For those of you that are just now finding our blog and don't know what on earth we're talking about, feel free to go back to our first post on September 13th to read the outline for our challenge.

Friday, October 17, 2008

My Wall

I have this wall - Maybe we all have our walls. I've hit my wall twice in my life. The first time was when I was 27 and I stepped on the scale one morning and saw ZZZ lbs. For my height and body type - ZZZ lbs is 5 lbs from clinically overweight. I made the decision right then and there to make some changes in my life. And for the first time EVER I seriously dieted and I lost 25 lbs. I worked out a little, but not really hard, my main focus was on my diet. The weight came off in about 6 months and once it was off - I went back to my same lifestyle. I was very fortunate in that I didn't put it all back on, at least not immediately. The second time I hit my wall was this past March. I had gone from a size X to a size Y and I needed to move up to size Z. I stepped on the scale one morning and I saw ZZZ lbs AGAIN! ZZZ lbs is evidently my wall. My do not pass go, do not collect $200, go directly to unhappy. I had two choices - go out a buy a new wardrobe or lose weight. I had two choices - given in and accept that this was me or get to work. I didn't want to spend money on a new wardrobe of even bigger clothes. But I also wasn't ready to just give in and be completely unhappy with myself, my health, and my body. The difference between this wall and the last one? I didn't want to simply lose weight – I wanted to get healthy, I wanted to get active. I’ve never been athletic and I asked myself why not? Because I never wanted to work for it. (My cross country experience being a perfect example of this.) Now I want to work for it. Now I’m willing to work for it. I didn’t want to just lose weight – I wanted to make a major transformation.
Not only am I down more than 15 lbs and 2 sizes, but just as important - I'm in the best shape of my life. And I'm not even finished yet.
Somewhere along the line I skipped a size. In my closet I had my "fat" clothes which were my clothes that fit me at ZZZ lbs. And then I had my clothes that fit me at YYY lbs. And my clothes that fit at XXX lbs. Well, in my weightloss journey I seem to have skipped over my YYY clothes. I find myself at a new crossroads. I'm up against a different wall. I don't really fit into my size X's anymore either. So do I go out a buy a new wardrobe of size W's? Clothes that will fit me at WWW lbs? Or do I take a break, lay off a bit so I can fit in my size X's. Well, what do you think?
I am so happy to have my Ya-Ya Sisters (can I say my Butterfly Girls?) making this transformation with me. I am excited that you guys have caught the fever with me and that we're all going to be much healthier and in much better shape soon. And maybe we'll all be buying new wardrobes soon. For our trip at the end of the year - maybe we'll NEED to go to a shopping hot spot!

2 comments:

JjHansen said...

I know exactly what you mean, Maria. My wall is what motivated me to start this challenge. I had a weight that I swore I would never hit unless I was pregnant and yet, when I stepped on the scale one morning I had surpassed that weight by about four pounds. And at that time I realized that I just couldn't keep going the way I was. I've always exercised - but it's always been just a little bit and not enough to maintain a lower weight as I got older an my metabolism began to drop. I've started my own exercise programs in the past but they've never stuck. But we're going on week six in our challenge here and I'm doing better than I ever have before. And I give all of the credit to my friends. And I love you all for accepting me the way I am but still challenging me to be better. You're all amazing.

MJ said...

About the wall, you are right, we all have one.

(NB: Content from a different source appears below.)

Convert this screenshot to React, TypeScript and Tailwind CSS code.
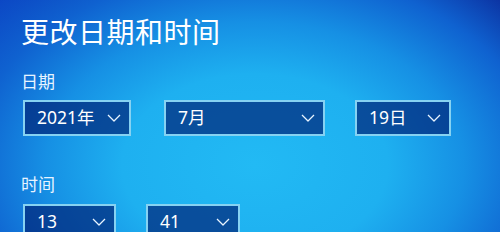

Maria, I really admire your determination. You know, a lot of people might have hit that wall and decided that it was easier to make excuses rather than getting rid of the extra weight. But not you! You decided to change your life. Now your are looking fantastic and still pushing hard!

Thanks for being the fitness coach of the group! You always have great input and you are very careful to research everything. I love ya, girl!